Introduction to Big Data

Print Cheatsheet

Big Data Definition

Big data is a term that refers to data that are too large and complex to be processed by normal computing capabilities. Describing data as “big” is relative to our modern computing power.

Big Data 3 Vs

Big Data can be characterized by what are known as the 3 Vs:

  1. Volume: the size of big data is larger than the amount of available computing power.
  2. Velocity: big data grows rapidly as it becomes faster, cheaper, and easier to collect automatically and continuously.
  3. Variety: big data comes in a variety of formats, such as structured (data tables with rows and columns), semi-structured (think JSON files with nested data), and unstructured (audio, image, and video data).

Big Data and RAM

Big data analysis is limited by the amount of Random Access Memory (RAM) that the available computing resources have. Many big data systems will use a computing cluster to increase the amount of total RAM.

HDFS Overview

One system for big data storage is called Hadoop Distributed File Storage (HDFS). In this system, a cluster of computing resources stores the data.

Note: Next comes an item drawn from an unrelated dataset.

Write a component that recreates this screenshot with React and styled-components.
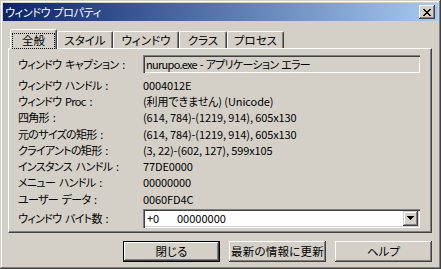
import React from 'react'
import styled, { createGlobalStyle } from 'styled-components'

const GlobalStyle = createGlobalStyle`
  html, body {
    margin: 0;
    padding: 0;
    background: #d4d0c8;
  }
  body {
    font-family: "Noto Sans CJK JP", "Liberation Sans", sans-serif;
    font-size: 11px;
    line-height: 13px;
    font-feature-settings: "palt";
    color: #000;
  }
`

const Window = styled.div`
  width: 441px;
  height: 269px;
  box-sizing: border-box;
  padding: 3px;
  background: #d4d0c8;
  box-shadow: inset -1px -1px #404040, inset 1px 1px #d4d0c8,
    inset -2px -2px #808080, inset 2px 2px #ffffff;
  display: flex;
  flex-direction: column;
`

const TitleBar = styled.div`
  height: 18px;
  display: flex;
  align-items: center;
  justify-content: space-between;
  padding: 0 3px 0 2px;
  background: linear-gradient(to right, #0a246a, #a6caf0);
  color: #fff;
`

const TitleText = styled.span`
  letter-spacing: -0.3px;
  word-spacing: 1px;
`

const CloseButton = styled.div`
  width: 16px;
  height: 14px;
  box-sizing: border-box;
  background: #d4d0c8;
  box-shadow: inset -1px -1px #404040, inset 1px 1px #ffffff,
    inset -2px -2px #808080;
  display: flex;
  align-items: center;
  justify-content: center;
`

const TabStrip = styled.div`
  display: flex;
  align-items: flex-end;
  height: 20px;
  margin-top: 8px;
  margin-bottom: -1px;
  padding-left: 7px;
  position: relative;
  z-index: 1;
`

const Tab = styled.div`
  box-sizing: border-box;
  width: ${p => p.w}px;
  height: ${p => (p.active ? 20 : 17)}px;
  margin-bottom: ${p => (p.active ? 0 : 1)}px;
  background: #d4d0c8;
  border-top: 1px solid #fff;
  border-left: 1px solid #fff;
  border-right: 1px solid #404040;
  border-radius: 2px 2px 0 0;
  box-shadow: inset -1px 0 #808080;
  display: flex;
  align-items: center;
  justify-content: center;
  padding-top: ${p => (p.active ? 1 : 0)}px;
  font-size: 11.5px;
`

const FocusRing = styled.span`
  display: flex;
  align-items: center;
  justify-content: center;
  width: 43px;
  height: 16px;
  box-sizing: border-box;
  border: 1px dotted #000;
  margin-top: 1px;
`

const Panel = styled.div`
  height: 185px;
  margin: 0 6px 0 5px;
  box-sizing: border-box;
  border-top: 1px solid #fff;
  border-left: 1px solid #fff;
  border-right: 1px solid #404040;
  border-bottom: 1px solid #404040;
  box-shadow: inset -1px -1px #808080;
  padding: 6px 11px 0 9px;
  display: flex;
  flex-direction: column;
`

const Row = styled.div`
  display: grid;
  grid-template-columns: 125px 1fr;
  align-items: center;
  height: ${p => p.h}px;
  margin-top: ${p => p.gap || 0}px;
  white-space: nowrap;
`

const Label = styled.span`
  letter-spacing: -0.7px;
  word-spacing: 2px;
`

const Value = styled.span`
  letter-spacing: -0.1px;
`

const ReadOnlyBox = styled.div`
  height: 18px;
  box-sizing: border-box;
  box-shadow: inset 1px 1px #808080, inset 2px 2px #404040,
    inset -1px -1px #ffffff, inset -2px -2px #d4d0c8;
  padding: 0 2px 0 3px;
  display: flex;
  align-items: center;
  overflow: hidden;
  letter-spacing: -0.7px;
  word-spacing: 1px;
`

const Combo = styled.div`
  height: 19px;
  box-sizing: border-box;
  background: #fff;
  box-shadow: inset 1px 1px #808080, inset 2px 2px #404040,
    inset -1px -1px #ffffff, inset -2px -2px #d4d0c8;
  padding: 2px 2px 2px 4px;
  display: flex;
  align-items: center;
`

const ComboIndex = styled.span`
  width: 30px;
`

const ComboText = styled.span`
  flex: 1;
`

const ComboArrow = styled.div`
  width: 15px;
  height: 15px;
  box-sizing: border-box;
  background: #d4d0c8;
  box-shadow: inset -1px -1px #404040, inset 1px 1px #d4d0c8,
    inset -2px -2px #808080, inset 2px 2px #ffffff;
  display: flex;
  align-items: center;
  justify-content: center;
`

const ButtonRow = styled.div`
  display: flex;
  justify-content: flex-end;
  gap: 9px;
  margin-top: 8px;
  padding-right: 6px;
`

const Button = styled.div`
  width: 97px;
  height: 21px;
  box-sizing: border-box;
  background: #d4d0c8;
  display: flex;
  align-items: center;
  justify-content: center;
  white-space: nowrap;
  font-size: 11.5px;
  letter-spacing: ${p => (p.wide ? 0.2 : 0)}px;
  box-shadow: inset -1px -1px #404040, inset 1px 1px #ffffff,
    inset -2px -2px #808080;
  border: ${p => (p.primary ? '1px solid #000' : 'none')};
`

const rows = [
  { label: 'ウィンドウ ハンドル :', value: '0004012E', h: 16, gap: 4 },
  { label: 'ウィンドウ Proc :', value: '(利用できません) (Unicode)', h: 16 },
  { label: '四角形 :', value: '(614, 784)-(1219, 914), 605x130', h: 16 },
  { label: '元のサイズの矩形 :', value: '(614, 784)-(1219, 914), 605x130', h: 18 },
  { label: 'クライアントの矩形 :', value: '(3, 22)-(602, 127), 599x105', h: 15 },
  { label: 'インスタンス ハンドル :', value: '77DE0000', h: 17 },
  { label: 'メニュー ハンドル :', value: '00000000', h: 15 },
  { label: 'ユーザー データ :', value: '0060FD4C', h: 18 }
]

const tabs = [
  { label: '全般', w: 47, active: true },
  { label: 'スタイル', w: 56 },
  { label: 'ウィンドウ', w: 66 },
  { label: 'クラス', w: 48 },
  { label: 'プロセス', w: 57 }
]

const App = () => {
  return (
    <>
      <GlobalStyle />
      <Window>
        <TitleBar>
          <TitleText>ウィンドウ プロパティ</TitleText>
          <CloseButton>
            <svg width="8" height="7" viewBox="0 0 8 7" shapeRendering="crispEdges">
              <path d="M0 0h2v1h-2zM6 0h2v1h-2zM1 1h2v1h-2zM5 1h2v1h-2zM2 2h4v1h-4zM3 3h2v1h-2zM2 4h4v1h-4zM1 5h2v1h-2zM5 5h2v1h-2zM0 6h2v1h-2zM6 6h2v1h-2z" fill="#000" />
            </svg>
          </CloseButton>
        </TitleBar>

        <TabStrip>
          {tabs.map(t => (
            <Tab key={t.label} w={t.w} active={t.active}>
              {t.active ? <FocusRing>{t.label}</FocusRing> : t.label}
            </Tab>
          ))}
        </TabStrip>

        <Panel>
          <Row h={18}>
            <Label>ウィンドウ キャプション :</Label>
            <ReadOnlyBox>nurupo.exe - アプリケーション エラー</ReadOnlyBox>
          </Row>
          {rows.map(r => (
            <Row key={r.label} h={r.h} gap={r.gap}>
              <Label>{r.label}</Label>
              <Value>{r.value}</Value>
            </Row>
          ))}
          <Row h={20}>
            <Label>ウィンドウ バイト数 :</Label>
            <Combo>
              <ComboIndex>+0</ComboIndex>
              <ComboText>00000000</ComboText>
              <ComboArrow>
                <svg width="7" height="4" viewBox="0 0 7 4" shapeRendering="crispEdges">
                  <path d="M0 0h7v1h-7zM1 1h5v1h-5zM2 2h3v1h-3zM3 3h1v1h-1z" fill="#000" />
                </svg>
              </ComboArrow>
            </Combo>
          </Row>
        </Panel>

        <ButtonRow>
          <Button primary>閉じる</Button>
          <Button wide>最新の情報に更新</Button>
          <Button>ヘルプ</Button>
        </ButtonRow>
      </Window>
    </>
  )
}

export default App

This cluster consists of a manager node, which sends commands to the worker nodes that house the data.

MapReduce Overview

MapReduce is a framework that can be used to process large datasets stored in a Hadoop Distributed File System (HDFS) cluster. MapReduce consists of two main functions, map and reduce, which can perform complex operations over a distributed system.

MapReduce Process Overview

MapReduce works by sending commands from the manager node down to the numerous worker nodes, which process subsets of data in parallel. This speeds up processing when compared to traditional data processing frameworks.